During 2009 the Company saw its Petroleum Services & Supplies and its Distribution & Transmission margins affected most acutely by a drilling downturn, through both volume and price declines. Resumption of drilling activity since enabled both of these segments to gain volume, stabilize and lift pricing, and improve margins since the fourth quarter of 2009. The Company's Rig Technology segment was less impacted by the 2009 downturn owing to its high level of contracted backlog, which it executed well. It posted higher revenues in 2009 than 2008 as a result. Its revenues declined in 2010 as its backlog declined, but increased 12% in 2011 as orders for new offshore rigs began to increase.

The economic decline beginning in late 2008 followed an extended period of high drilling activity which fueled strong demand for oilfield services between 2003 and 2008. Incremental drilling activity through the upswing shifted toward harsh environments, employing increasingly sophisticated technology to find and produce reserves. Higher utilization of drilling rigs tested the capability of the world's fleet of rigs, much of which is old and of limited capability. Technology has advanced significantly since most of the existing rig fleet was built. The industry invested little during the late 1980's and 1990's on new drilling equipment, but drilling technology progressed steadily nonetheless, as the Company and its competitors continued to invest in new and better ways of drilling. As a consequence, the safety, reliability, and efficiency of new, modern rigs surpass the performance of most of the older rigs at work today. Drilling rigs are now being pushed to drill deeper wells, more complex wells, highly deviated wells and horizontal wells, tasks which require larger rigs with more capabilities. The drilling process effectively consumes the mechanical components of a rig, which wear out and need periodic repair or replacement. This process was accelerated by very high rig utilization and wellbore complexity. Drilling consumes rigs; more complex and challenging drilling consumes rigs faster.

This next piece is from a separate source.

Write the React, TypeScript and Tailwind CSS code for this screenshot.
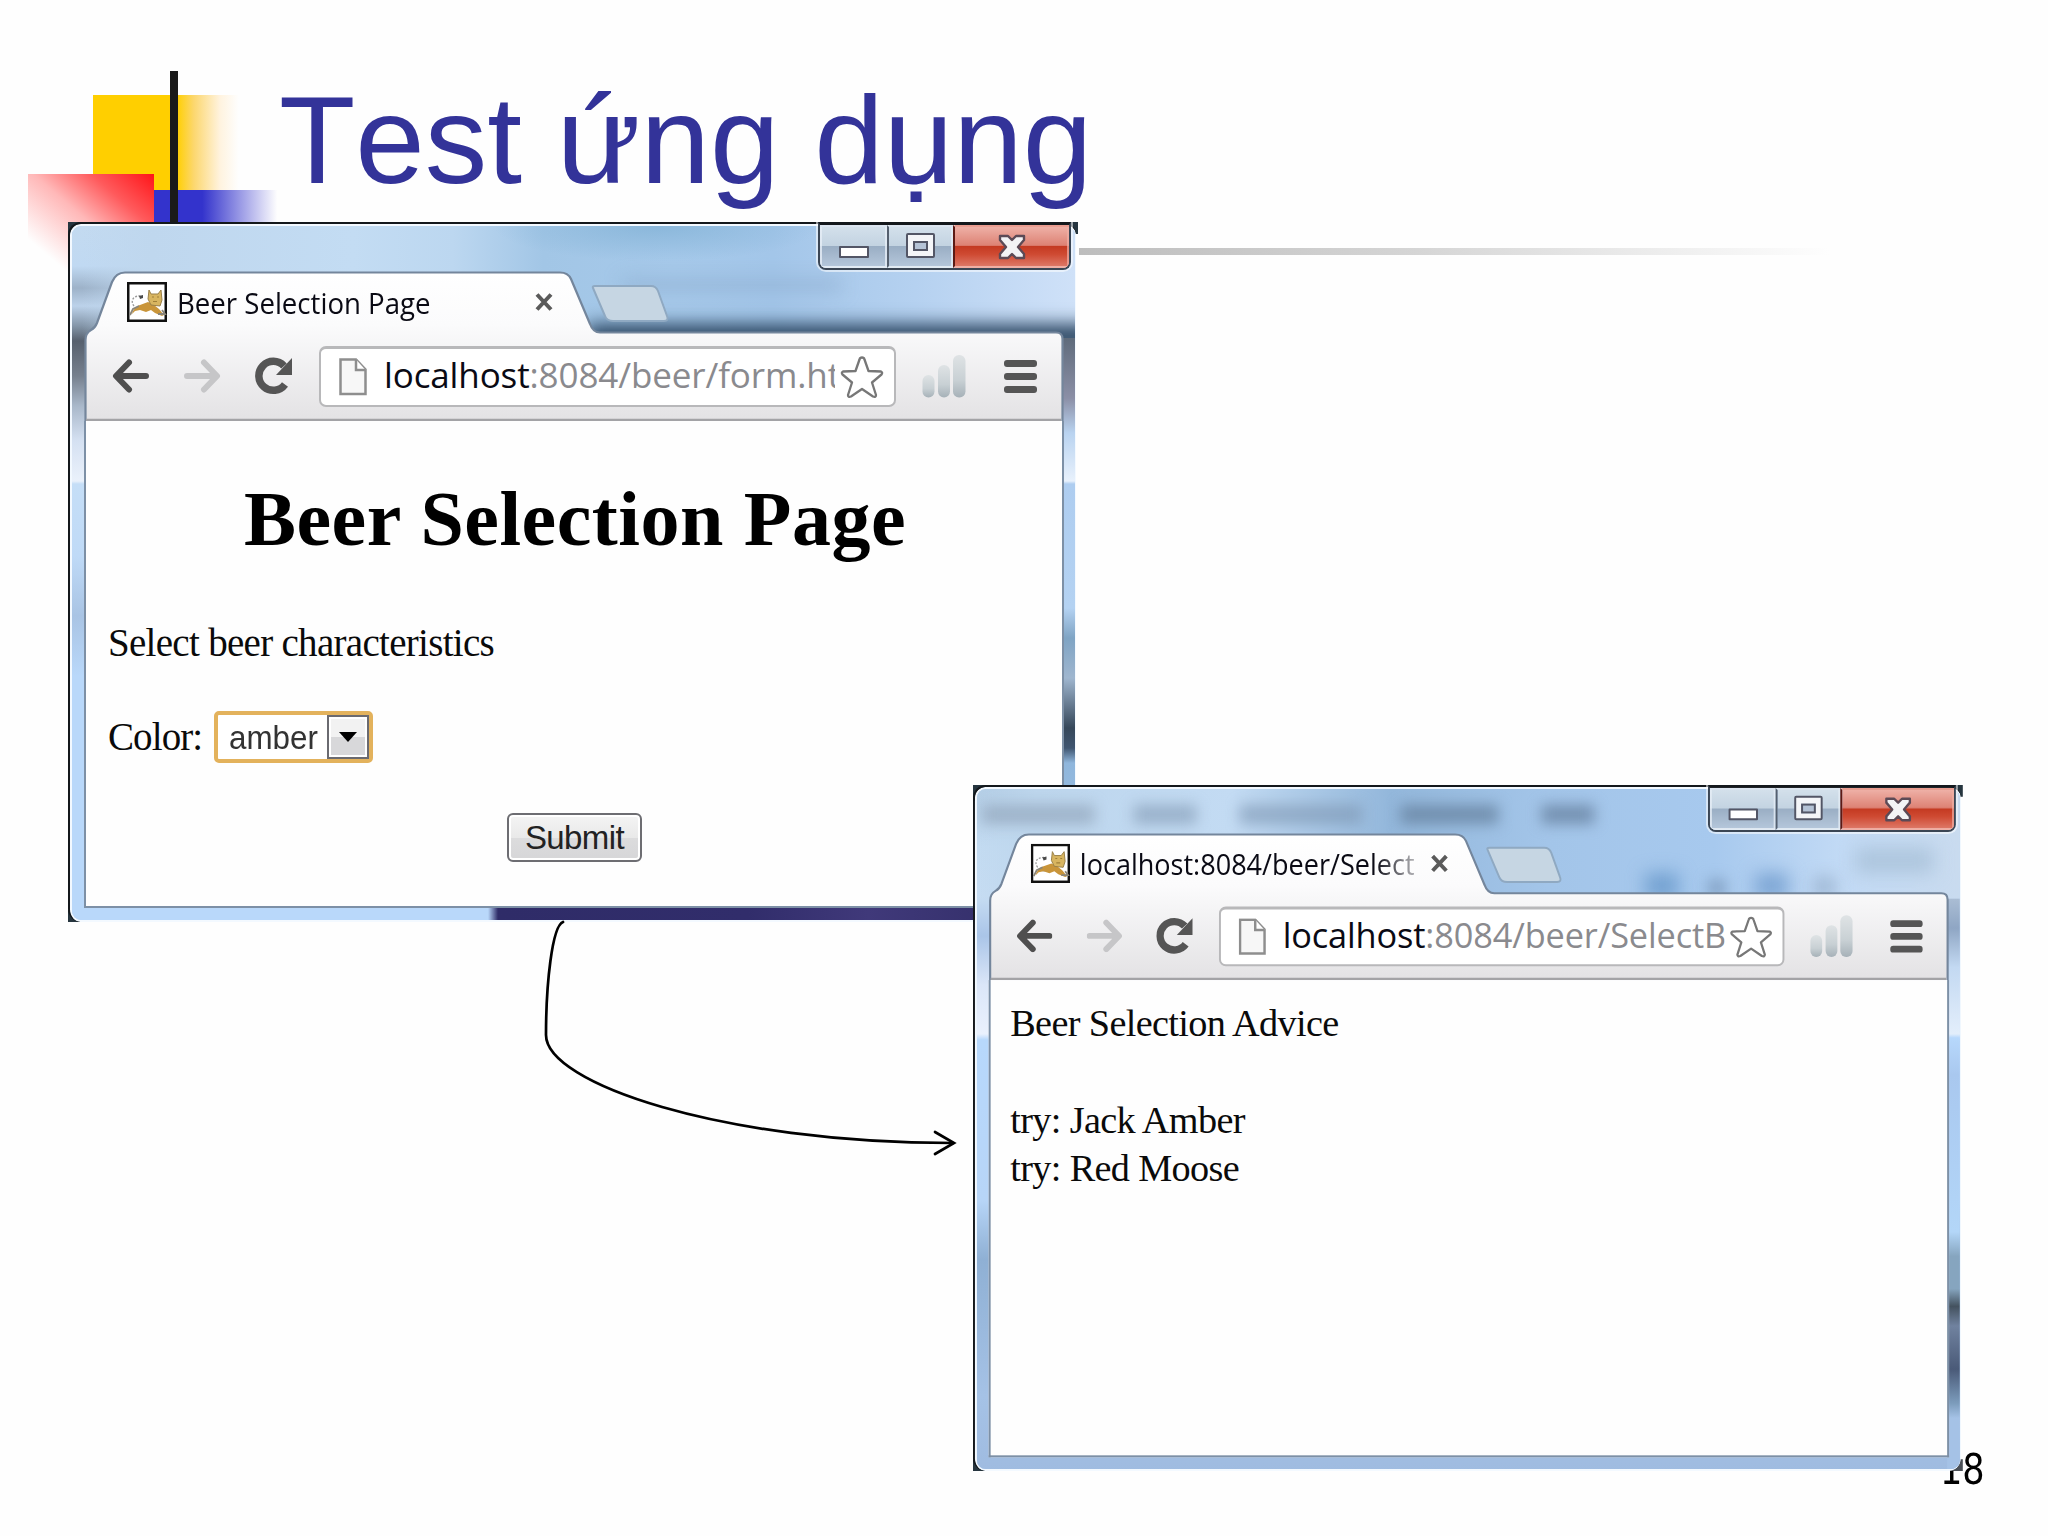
import type { ReactNode } from "react";
import clsx from "clsx";

function TomcatIcon() {
  return (
    <svg viewBox="0 0 40 40" className="w-10 h-10 shrink-0">
      <rect x="1.25" y="1.25" width="37.5" height="37.5" fill="#fff" stroke="#111" strokeWidth="2.5" />
      <path d="M7 24c-4-5-1-11 8-10" fill="none" stroke="#9a9a9a" strokeWidth="1.3" strokeDasharray="2 1.5" />
      <path d="M12 14l4-1v3l-3 1zM12 26l4-1v3h-4z" fill="#4a4a4a" />
      <path d="M5 32c1-4 4-8 8-9l8-3 6 3 5 4c2 2 3 4 5 6l-2 1-7-3-4-3-5 2-6-2-5 1z" fill="#c9953a" />
      <path d="M22 8l2 4h7l3-4 1 10-2 6-9-1-3-6z" fill="#d8b560" stroke="#9a8048" strokeWidth="1" />
      <path d="M25 15h2M30 15h2M26 19.500h4" stroke="#a08038" strokeWidth="1.200" />
      <path d="M3 33l3-6 6-3M31 32h7l-3-4" fill="none" stroke="#8a8578" strokeWidth="1.800" />
    </svg>
  );
}

function WindowButtons() {
  return (
    <div className="relative flex h-[48px] w-[253px] overflow-hidden rounded-b-[8px] border-[2.5px] border-t-[3px] border-[#3b4654] border-t-[#14181c] shadow-[0_0_0_2px_rgba(255,255,255,0.55)]">
      <div className="flex w-[67px] items-end justify-center border-2 border-[#e6eef6]/80 bg-[linear-gradient(#d3e0eb_0%,#c3d3e1_48%,#9aaec4_50%,#b4c6da_100%)] pb-[8px]">
        <div className="h-[12px] w-[30px] rounded-[1px] border-[2.5px] border-[#535666] bg-white" />
      </div>
      <div className="flex w-[66px] items-end justify-center border-2 border-l-[2.5px] border-[#e6eef6]/80 border-l-[#55606f] bg-[linear-gradient(#d3e0eb_0%,#c3d3e1_48%,#9aaec4_50%,#b4c6da_100%)] pb-[8px]">
        <div className="flex h-[25px] w-[29px] items-center justify-center rounded-[2px] border-[2.5px] border-[#535666] bg-[#f4f5f8]">
          <div className="h-[10px] w-[15px] border-[2.5px] border-[#535666] bg-[#b5c3d6]" />
        </div>
      </div>
      <div className="flex flex-1 items-center justify-center border-2 border-l-[2.5px] border-[#f0b0a5]/70 border-l-[#5d1a14] bg-[linear-gradient(#eeb0a6_0%,#dd8274_47%,#c43a22_50%,#cf4a32_70%,#dd7766_100%)] pl-[2px]">
        <svg viewBox="0 0 28 26" className="h-[26px] w-[28px]">
          <path
            d="M2 2h8l4 4 4-4h8v4l-6 7 6 7v4h-8l-4-4-4 4H2v-4l6-7-6-7z"
            fill="#f3f3f5"
            stroke="#5c4a56"
            strokeWidth="2.400"
            strokeLinejoin="round"
          />
        </svg>
      </div>
    </div>
  );
}

function BackArrow({ className }: { className?: string }) {
  return (
    <svg viewBox="0 0 37 34" className={clsx("h-[34px] w-[37px] shrink-0", className)}>
      <path d="M17 3.500L4 17l13 13.500M5 17h29" fill="none" stroke="currentColor" strokeWidth="6" strokeLinecap="round" strokeLinejoin="round" />
    </svg>
  );
}

function ReloadIcon() {
  return (
    <svg viewBox="0 0 38 38" className="h-[38px] w-[38px] shrink-0 text-[#555]">
      <path d="M30 27.500A14.500 14.500 0 1 1 29 9" fill="none" stroke="currentColor" strokeWidth="7.500" />
      <path d="M37 1v17H21z" fill="currentColor" />
    </svg>
  );
}

function PageIcon() {
  return (
    <svg viewBox="0 0 28 38" className="h-[38px] w-[28px] shrink-0">
      <path d="M1.500 1.500H17l9.500 10V36H1.500z" fill="#f7f7f7" stroke="#8e8e8e" strokeWidth="2.500" />
      <path d="M17 1.500V12h9.500" fill="#fff" stroke="#8e8e8e" strokeWidth="2.500" />
    </svg>
  );
}

function StarIcon() {
  return (
    <svg viewBox="0 0 44 44" className="h-[44px] w-[44px] shrink-0">
      <path
        d="M22 2.500q2 0 2.500 2l4 11.500 12.500.5q2 1 .5 3L32 27.500l4 12.500q0 2.500-3 1.500L22 34l-11 7.500q-3 1-3-1.500l4-12.500L2.500 19.500q-1.500-2 .5-3L15.500 16l4-11.500q.5-2 2.500-2z"
        fill="#fff"
        stroke="#777"
        strokeWidth="2.300"
        strokeLinejoin="round"
      />
    </svg>
  );
}

function SignalIcon() {
  return (
    <svg viewBox="0 0 44 44" className="h-[44px] w-[44px] shrink-0">
      <defs>
        <linearGradient id="signal" x1="0" y1="0" x2="0" y2="1">
          <stop offset="0" stopColor="#dfe3e5" />
          <stop offset="0.6" stopColor="#c8d0d4" />
          <stop offset="1" stopColor="#a6b1b8" />
        </linearGradient>
      </defs>
      <rect x="0.500" y="21" width="12" height="22.500" rx="6" fill="url(#signal)" />
      <rect x="16" y="11" width="12" height="32.500" rx="6" fill="url(#signal)" />
      <rect x="31" y="1" width="12.500" height="42.500" rx="6" fill="url(#signal)" />
    </svg>
  );
}

function BrowserFrame() {
  return (
    <svg viewBox="0 0 1008 200" className="absolute left-0 top-0 h-[200px] w-[1008px]">
      <defs>
        <linearGradient id="chrome" gradientUnits="userSpaceOnUse" x1="0" y1="50" x2="0" y2="199">
          <stop offset="0" stopColor="#ffffff" />
          <stop offset="0.35" stopColor="#fbfbfc" />
          <stop offset="1" stopColor="#e3e2e4" />
        </linearGradient>
      </defs>
      <path
        d="M17.500 200V118Q17.500 111 23 108Q27 106 29 101L44 60Q48 50.500 57 50.500H492Q500 50.500 503 57L522 102Q525 110.500 532 110.500H988Q994.500 110.500 994.500 117V200Z"
        fill="url(#chrome)"
        stroke="#74869c"
        strokeWidth="2.200"
      />
      <path d="M525 66q-1-2 2-2h56q5 0 7 5l9 25q2 5-3 5h-51q-6 0-8-5z" fill="#c6d6e3" stroke="#8fa9c2" strokeWidth="2" />
      <path d="M18 198H993" stroke="#a3a3a6" strokeWidth="2.500" />
    </svg>
  );
}

type BrowserProps = {
  title: string;
  path: string;
  className: string;
  glass: ReactNode;
  children: ReactNode;
};

function Browser({ title, path, className, glass, children }: BrowserProps) {
  return (
    <div className={clsx("absolute h-[700px] w-[1008px]", className)}>
      {/* square dark corners behind the rounded glass */}
      <div className="absolute left-0 top-0 h-4 w-4 bg-[#26353f]" />
      <div className="absolute -right-[2px] top-0 h-3 w-4 bg-[#26353f]" />
      <div className="absolute bottom-0 left-0 h-3 w-3 bg-[#26353f]" />
      <div className="absolute -right-[2px] bottom-0 h-3 w-3 bg-[#4a4f56]" />
      <div className="absolute inset-0 overflow-hidden rounded-[13px] border-l-[2.5px] border-t-[2.5px] border-[#14181c]">
        <div className="absolute inset-0 overflow-hidden rounded-[11px] border-2 border-r border-[#f3f9ff] bg-[#b9d6f5]">{glass}</div>
      </div>
      <BrowserFrame />

      <div className="relative flex h-full flex-col">
        <div className="flex h-[50px] justify-end pr-[5px]">
          <WindowButtons />
        </div>

        {/* Tab */}
        <div className="flex h-[60px] items-center pl-[59px]">
          <TomcatIcon />
          <div className="ml-[10px] w-[342px] overflow-hidden [mask-image:linear-gradient(90deg,#000_88%,rgba(0,0,0,0.3)_100%)]">
            <div className="w-max origin-left scale-x-[0.92] whitespace-nowrap font-['Open_Sans',sans-serif] text-[30px] leading-[41px] text-[#0a0a14]">{title}</div>
          </div>
          <svg viewBox="0 0 20 20" className="ml-[15px] h-5 w-5 shrink-0">
            <path d="M3 2.500l14 15M17 2.500l-14 15" stroke="#5a5a5a" strokeWidth="4" />
          </svg>
        </div>

        {/* Toolbar */}
        <div className="flex h-[88px] items-center pl-[44px]">
          <BackArrow className="text-[#4f4f4f]" />
          <BackArrow className="ml-[35px] rotate-180 text-[#c6c6c8]" />
          <div className="ml-[34px] flex">
            <ReloadIcon />
          </div>
          <div className="ml-[26px] flex h-[61px] w-[577px] items-center rounded-[7px] border-2 border-t-[3px] border-[#b8b8ba] bg-white pl-[18px]">
            <PageIcon />
            <div className="mb-[3px] ml-[17px] w-[451px] overflow-hidden">
              <div className="w-max whitespace-nowrap font-['Open_Sans',sans-serif] text-[35px] leading-[50px] tracking-[-0.12px] text-[#8a8a8e]">
                <span className="text-[#0a0a14]">localhost</span>
                {path}
              </div>
            </div>
            <div className="ml-[5px] flex">
              <StarIcon />
            </div>
          </div>
          <div className="ml-[26px] flex">
            <SignalIcon />
          </div>
          <div className="ml-[38px] flex w-[33px] flex-col gap-[6px]">
            <div className="h-[7px] rounded-[3px] bg-[#555]" />
            <div className="h-[7px] rounded-[3px] bg-[#555]" />
            <div className="h-[7px] rounded-[3px] bg-[#555]" />
          </div>
        </div>

        {/* Page */}
        <div className="ml-[16px] mt-[1px] h-[487px] w-[980px] border-x-2 border-b-2 border-[#7d90a6] bg-[#fefefe] pl-[22px] font-['Liberation_Serif',serif] text-[39px] text-[#0a0a0a]">
          {children}
        </div>
      </div>
    </div>
  );
}

function FormGlass() {
  return (
    <>
      <div className="absolute inset-0 bg-[linear-gradient(#c3daf0_0px,#c0d9f2_40px,#9db2c9_62px,#bcd2ea_80px,#8395a8_100px,#56606e_115px,#76808e_150px,#a9b8ca_180px,#d5e1f2_215px,#eaf1fb_255px,#c5def7_258px,#bfdaf7_330px,#a9c4e4_390px,#b9d8fa_450px,#b9d8fa_700px)]" />
      <div className="absolute left-0 right-0 top-0 h-[112px] bg-[linear-gradient(90deg,rgba(191,215,238,0)_1%,#bfd7ee_8%,#c3dcf3_28%,#bcd7f0_38%,#a2c6e6_47%,#a6c9ea_60%,#a3c6e9_70%,#b5d1f0_84%,#cfe1f8_100%)]" />
      <div className="absolute left-[420px] top-0 h-[36px] w-[330px] bg-[radial-gradient(ellipse_at_top,rgba(127,176,212,0.7),rgba(127,176,212,0)_70%)]" />
      <div className="absolute left-[550px] top-[52px] h-[14px] w-[220px] bg-[#84a5c8]/45 blur-[9px]" />
      <div className="absolute left-[515px] right-[-20px] top-[98px] h-[26px] bg-[#2c4763] blur-[9px]" />
      {/* right edge */}
      <div className="absolute right-0 top-[112px] h-[590px] w-[13px] bg-[linear-gradient(#5f6b7b_0px,#8b8fa6_60px,#b9d3f0_95px,#e8f1fc_143px,#aecdf0_146px,#b4d2f2_270px,#7fa4c4_300px,#9fb6cf_340px,#35475a_390px,#3f5570_410px,#8fb6dc_425px,#a9cbec_590px)]" />
      <div className="absolute bottom-0 left-[416px] right-0 h-[12px] bg-[linear-gradient(90deg,rgba(47,43,106,0)_0px,#2f2c68_10px,#312d6b_260px,#40397a_380px,#2d2a62_590px)]" />
    </>
  );
}

function AdviceGlass() {
  return (
    <>
      <div className="absolute inset-0 bg-[linear-gradient(#b4cee6_0px,#c3dbf1_60px,#c6dcf2_110px,#aac5e8_150px,#dbe6f8_200px,#eaf1fd_250px,#b7d8fc_256px,#b7d5f7_420px,#8fb0d4_480px,#a5c2e6_620px,#9fbbe0_700px)]" />
      <div className="absolute left-0 right-0 top-0 h-[112px] bg-[linear-gradient(90deg,rgba(189,214,237,0)_0%,#bdd6ed_6%,#c3dbf3_26%,#93b7db_42%,#a3c5e9_58%,#a7c9ee_75%,#c2daf5_88%,#c9dbef_100%)]" />
      {/* menu bar of the application behind the window */}
      <div className="absolute left-[5px] top-[16px] h-[20px] w-[115px] bg-[#8b9db2]/60 blur-[7px]" />
      <div className="absolute left-[160px] top-[16px] h-[20px] w-[64px] bg-[#8198b2]/60 blur-[7px]" />
      <div className="absolute left-[268px] top-[16px] h-[20px] w-[125px] bg-[#7c94b0]/60 blur-[7px]" />
      <div className="absolute left-[432px] top-[16px] h-[20px] w-[100px] bg-[#66829f]/75 blur-[7px]" />
      <div className="absolute left-[576px] top-[16px] h-[20px] w-[54px] bg-[#66809f]/75 blur-[7px]" />
      <div className="absolute left-[682px] top-[86px] h-[26px] w-[34px] bg-[#5d90c4]/70 blur-[9px]" />
      <div className="absolute left-[746px] top-[92px] h-[18px] w-[18px] bg-[#7593b5]/70 blur-[7px]" />
      <div className="absolute left-[794px] top-[86px] h-[26px] w-[34px] bg-[#6593c8]/70 blur-[9px]" />
      <div className="absolute left-[854px] top-[90px] h-[20px] w-[22px] bg-[#93abc8]/70 blur-[8px]" />
      <div className="absolute left-[896px] top-[60px] h-[26px] w-[80px] bg-[#a8c0d8]/80 blur-[9px]" />
      {/* right edge */}
      <div className="absolute right-0 top-[112px] h-[590px] w-[13px] bg-[linear-gradient(#aabdd4_0px,#8fa6c4_30px,#c3d9f2_70px,#e3eefb_138px,#b7d8fc_142px,#a9c8ef_180px,#b3d6f8_340px,#86a5bf_365px,#86a5bf_398px,#44525f_416px,#70829f_436px,#4a5a78_480px,#7c9cbc_515px,#a5c2e6_530px)]" />
    </>
  );
}

export default function App() {
  return (
    <div className="relative h-[1536px] w-[2048px] overflow-hidden bg-[#fefefe]">
      {/* Slide ornament */}
      <div className="absolute left-[93px] top-[95px] h-[95px] w-[155px] bg-[linear-gradient(90deg,#ffcf00_0%,#ffcf00_54%,#fcd76e_65%,#fff3df_82%,#fefefe_94%)]" />
      <div className="absolute left-[154px] top-[190px] h-[80px] w-[134px] bg-[linear-gradient(90deg,#3333cc_0%,#3333cc_36%,#fefefe_92%)]" />
      <div className="absolute left-[28px] top-[174px] h-[108px] w-[126px] bg-[linear-gradient(to_bottom_left,#ff1418_0%,#ff5a5c_25%,#ffb8b8_48%,#fefefe_80%)]" />
      <div className="absolute left-[170px] top-[71px] h-[160px] w-[8px] bg-[#1a1a1a]" />
      <div className="absolute left-[1079px] top-[248px] h-[7px] w-[751px] bg-[linear-gradient(90deg,#bdbdbd,#d5d5d5_45%,#fefefe)]" />

      <h1 className="ml-[279px] mt-[68px] w-max whitespace-nowrap font-['Liberation_Sans',sans-serif] text-[125px] leading-[144px] text-[#333399] [font-kerning:none]">
        Test ứng dụng
      </h1>

      <div className="absolute left-[1940px] top-[1445px] origin-left scale-x-[0.93] font-['DejaVu_Sans_Condensed','DejaVu_Sans',sans-serif] text-[42px] leading-[50px] text-black">
        18
      </div>

      <Browser title="Beer Selection Page" path=":8084/beer/form.ht" className="left-[68px] top-[222px]" glass={<FormGlass />}>
        <h2 className="mr-[20px] mt-[59px] whitespace-nowrap text-center text-[78px] font-bold leading-[78px] tracking-[0.5px] text-black">Beer Selection Page</h2>
        <p className="mt-[61px] leading-[48px] tracking-[-0.7px]">Select beer characteristics</p>
        <div className="mt-[44px] flex h-[52px] items-center">
          <span className="leading-[48px] tracking-[-0.9px]">Color:</span>
          <div className="ml-[12px] flex h-[52px] w-[159px] items-center rounded-[5px] border-4 border-[#e3b25c] bg-white pl-[11px] font-['Liberation_Sans',sans-serif] text-[33px] leading-[44px] text-[#333]">
            <span className="mt-[1px] w-[98px] origin-left scale-x-[0.95]">amber</span>
            <span className="flex h-[44px] w-[42px] items-center justify-center border-[2.5px] border-[#6a6a70] bg-[linear-gradient(#f2f2f2_50%,#d8d8da_50%)] shadow-[inset_0_0_0_2px_#fff]">
              <svg viewBox="0 0 18 10" className="h-[10px] w-[18px]">
                <path d="M0 0h18L9 10z" fill="#000" />
              </svg>
            </span>
          </div>
        </div>
        <div className="mr-[21px] mt-[50px] flex justify-center">
          <button className="h-[49px] w-[135px] rounded-[6px] border-[2.5px] border-[#6d6d72] bg-[linear-gradient(#f4f4f4,#e9e9e9_50%,#dcdcdd_52%,#d6d6d8)] pt-[1px] font-['Liberation_Sans',sans-serif] text-[33px] leading-[42px] tracking-[-0.6px] text-[#222] shadow-[inset_0_0_0_2px_#fff]">
            Submit
          </button>
        </div>
      </Browser>

      {/* Arrow from the form to the answer */}
      <svg viewBox="0 0 440 250" className="absolute left-[530px] top-[915px] h-[250px] w-[440px]">
        <g fill="none" stroke="#000" strokeWidth="2.700" strokeLinecap="round">
          <path d="M33 7C22 11 16 70 16 120C16 168 190 228 423 228" />
          <path d="M405 217l19 11-19 11" />
        </g>
      </svg>

      <Browser
        title="localhost:8084/beer/Select"
        path=":8084/beer/SelectB"
        className="left-[973px] top-[785px] origin-top-left scale-[0.98]"
        glass={<AdviceGlass />}
      >
        <div className="-ml-[2px] pt-[19px] leading-[49.3px] tracking-[-0.65px]">
          <p>Beer Selection Advice</p>
          <br />
          <p>try: Jack Amber</p>
          <p>try: Red Moose</p>
        </div>
      </Browser>
    </div>
  );
}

The industry responded by launching many new rig construction projects since 2005, to 1.) retool the existing fleet of jackup rigs (according to RigLogix, nearly 62% of the existing 513 jackup rigs are greater than 25 years old); 2.) replace older mechanical and DC electric land rigs with improved AC power, electronic controls, automatic pipe handling and rapid rigup and rigdown technology; and 3.) build out additional deepwater floating drilling rigs, including semisubmersibles and drillships, to employ recent advancements in deepwater drilling to exploit unexplored deepwater basins. We believe that the newer rigs offer considerably higher efficiency, safety, and capability, and that many will effectively replace a portion of the existing fleet.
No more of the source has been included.